= MATERIAL =
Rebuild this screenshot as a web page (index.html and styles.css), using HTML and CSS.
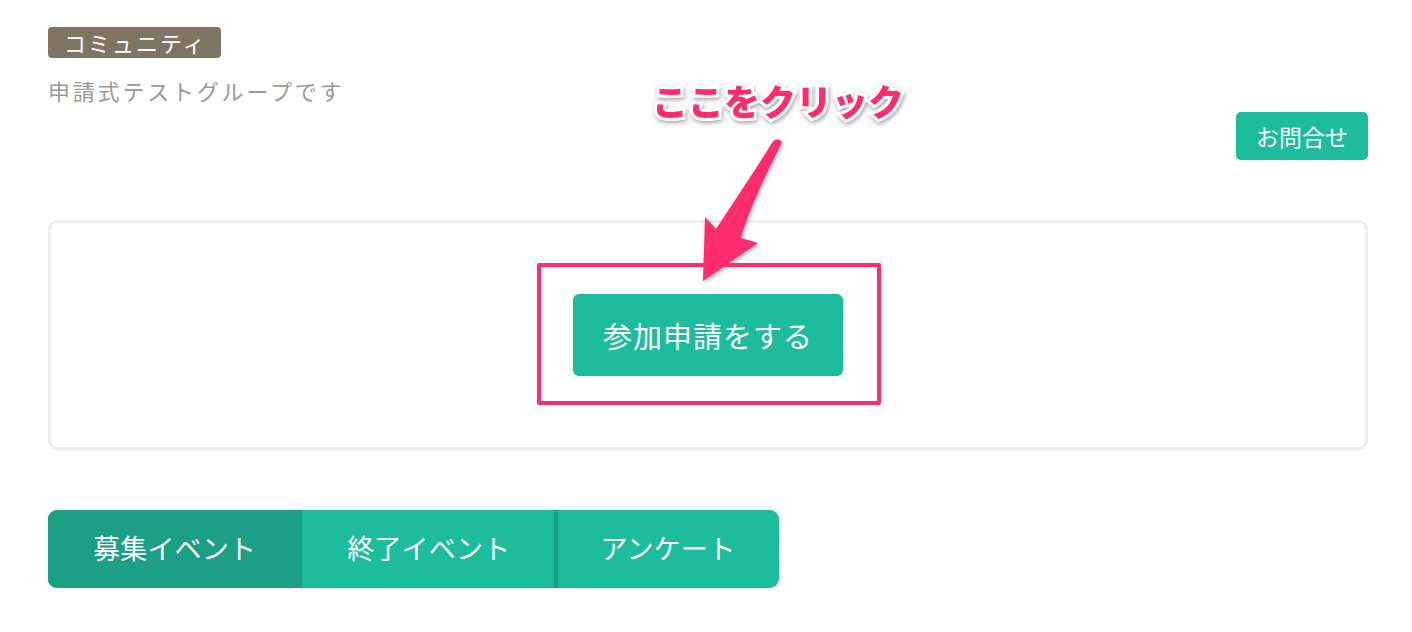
FILE: index.html
```html
<!DOCTYPE html>
<html lang="ja">
<head>
    <meta charset="UTF-8">
    <title>コミュニティ</title>
    <link rel="stylesheet" href="styles.css">
</head>
<body>
<div class="page">
    <span class="badge">コミュニティ</span>
    <p class="desc">申請式テストグループです</p>

    <div class="contact-row">
        <button class="btn btn-contact">お問合せ</button>
    </div>

    <div class="join-card">
        <button class="btn btn-join">参加申請をする</button>
    </div>

    <div class="tabs">
        <a class="tab active">募集イベント</a>
        <a class="tab">終了イベント</a>
        <a class="tab divided">アンケート</a>
    </div>

    <!-- 注釈 (スクリーンショット上の書き込み) -->
    <div class="note-text">ここをクリック</div>
    <svg class="note-arrow" width="100" height="160" viewBox="0 0 100 160">
        <path d="M82 13 Q87 6 92 12 C76 44 57 84 51 108 L68 113 L13 151 L15 87 L26 99 C45 70 64 42 82 13 Z" fill="#ff2d6d"/>
    </svg>
    <div class="note-box"></div>
</div>
</body>
</html>
```

FILE: styles.css
```css
body {
    margin: 0;
    font-family: "Noto Sans CJK JP", "Noto Sans", sans-serif;
    background: #fff;
    color: #333;
}
.page {
    position: relative;
    padding: 27px 44px 0 48px;
    height: 605px;
}
.badge {
    display: inline-block;
    height: 31px;
    line-height: 31px;
    padding: 0 14px 0 16px;
    background-color: #7f7564;
    color: #fff;
    font-size: 22px;
    letter-spacing: 2px;
    border-radius: 4px;
}
.desc {
    margin: 16px 0 0;
    font-size: 22px;
    line-height: 32px;
    letter-spacing: 2.8px;
    color: #999;
}
.btn {
    font-family: inherit;
    background-color: #1dbc9c;
    color: #fff;
    border: none;
    border-radius: 5px;
    cursor: pointer;
}
.contact-row {
    display: flex;
    justify-content: flex-end;
    margin-top: 6px;
}
.btn-contact {
    height: 48px;
    width: 132px;
    font-size: 23px;
    padding: 0;
}
.join-card {
    margin-top: 60px;
    height: 224px;
    border: 3px solid #ededed;
    border-radius: 9px;
    display: flex;
    align-items: center;
    justify-content: center;
}
.btn-join {
    width: 270px;
    height: 82px;
    font-size: 29px;
    letter-spacing: 1px;
    border-radius: 6px;
}
.tabs {
    display: inline-flex;
    margin-top: 60px;
    height: 78px;
    border-radius: 9px;
    overflow: hidden;
    background-color: #1dbc9c;
}
.tab {
    display: flex;
    align-items: center;
    padding: 0 44px 3px 45px;
    color: #fff;
    font-size: 27px;
    letter-spacing: 0.2px;
    cursor: pointer;
}
.tab.active {
    padding-right: 46px;
    background-color: #1b9f85;
}
.tab.divided {
    padding: 0 44px 3px 42px;
    border-left: 4px solid #1aa088;
}
.note-text {
    position: absolute;
    left: 652px;
    top: 74px;
    font-size: 36px;
    font-weight: 900;
    line-height: 52px;
    color: #ff2d6d;
    -webkit-text-stroke: 6px #fff;
    paint-order: stroke fill;
    filter: drop-shadow(1px 2px 2px rgba(0,0,0,0.35));
}
.note-arrow {
    position: absolute;
    left: 690px;
    top: 130px;
    filter: drop-shadow(1px 2px 2px rgba(0,0,0,0.3));
}
.note-box {
    position: absolute;
    left: 537px;
    top: 263px;
    width: 336px;
    height: 134px;
    border: 4px solid #ff2d6d;
    border-radius: 2px;
}
```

= DESCRIPTION OF THE TASK =
Exclude the images and reproduce the remaining data exactly.

= COMPLETE RESPONSE =
Rebuild this screenshot as a web page (index.html and styles.css), using HTML and CSS.
FILE: index.html
```html
<!DOCTYPE html>
<html lang="ja">
<head>
    <meta charset="UTF-8">
    <title>コミュニティ</title>
    <link rel="stylesheet" href="styles.css">
</head>
<body>
<div class="page">
    <span class="badge">コミュニティ</span>
    <p class="desc">申請式テストグループです</p>

    <div class="contact-row">
        <button class="btn btn-contact">お問合せ</button>
    </div>

    <div class="join-card">
        <button class="btn btn-join">参加申請をする</button>
    </div>

    <div class="tabs">
        <a class="tab active">募集イベント</a>
        <a class="tab">終了イベント</a>
        <a class="tab divided">アンケート</a>
    </div>

    <!-- 注釈 (スクリーンショット上の書き込み) -->
    <div class="note-text">ここをクリック</div>
    <svg class="note-arrow" width="100" height="160" viewBox="0 0 100 160">
        <path d="M82 13 Q87 6 92 12 C76 44 57 84 51 108 L68 113 L13 151 L15 87 L26 99 C45 70 64 42 82 13 Z" fill="#ff2d6d"/>
    </svg>
    <div class="note-box"></div>
</div>
</body>
</html>
```

FILE: styles.css
```css
body {
    margin: 0;
    font-family: "Noto Sans CJK JP", "Noto Sans", sans-serif;
    background: #fff;
    color: #333;
}
.page {
    position: relative;
    padding: 27px 44px 0 48px;
    height: 605px;
}
.badge {
    display: inline-block;
    height: 31px;
    line-height: 31px;
    padding: 0 14px 0 16px;
    background-color: #7f7564;
    color: #fff;
    font-size: 22px;
    letter-spacing: 2px;
    border-radius: 4px;
}
.desc {
    margin: 16px 0 0;
    font-size: 22px;
    line-height: 32px;
    letter-spacing: 2.8px;
    color: #999;
}
.btn {
    font-family: inherit;
    background-color: #1dbc9c;
    color: #fff;
    border: none;
    border-radius: 5px;
    cursor: pointer;
}
.contact-row {
    display: flex;
    justify-content: flex-end;
    margin-top: 6px;
}
.btn-contact {
    height: 48px;
    width: 132px;
    font-size: 23px;
    padding: 0;
}
.join-card {
    margin-top: 60px;
    height: 224px;
    border: 3px solid #ededed;
    border-radius: 9px;
    display: flex;
    align-items: center;
    justify-content: center;
}
.btn-join {
    width: 270px;
    height: 82px;
    font-size: 29px;
    letter-spacing: 1px;
    border-radius: 6px;
}
.tabs {
    display: inline-flex;
    margin-top: 60px;
    height: 78px;
    border-radius: 9px;
    overflow: hidden;
    background-color: #1dbc9c;
}
.tab {
    display: flex;
    align-items: center;
    padding: 0 44px 3px 45px;
    color: #fff;
    font-size: 27px;
    letter-spacing: 0.2px;
    cursor: pointer;
}
.tab.active {
    padding-right: 46px;
    background-color: #1b9f85;
}
.tab.divided {
    padding: 0 44px 3px 42px;
    border-left: 4px solid #1aa088;
}
.note-text {
    position: absolute;
    left: 652px;
    top: 74px;
    font-size: 36px;
    font-weight: 900;
    line-height: 52px;
    color: #ff2d6d;
    -webkit-text-stroke: 6px #fff;
    paint-order: stroke fill;
    filter: drop-shadow(1px 2px 2px rgba(0,0,0,0.35));
}
.note-arrow {
    position: absolute;
    left: 690px;
    top: 130px;
    filter: drop-shadow(1px 2px 2px rgba(0,0,0,0.3));
}
.note-box {
    position: absolute;
    left: 537px;
    top: 263px;
    width: 336px;
    height: 134px;
    border: 4px solid #ff2d6d;
    border-radius: 2px;
}
```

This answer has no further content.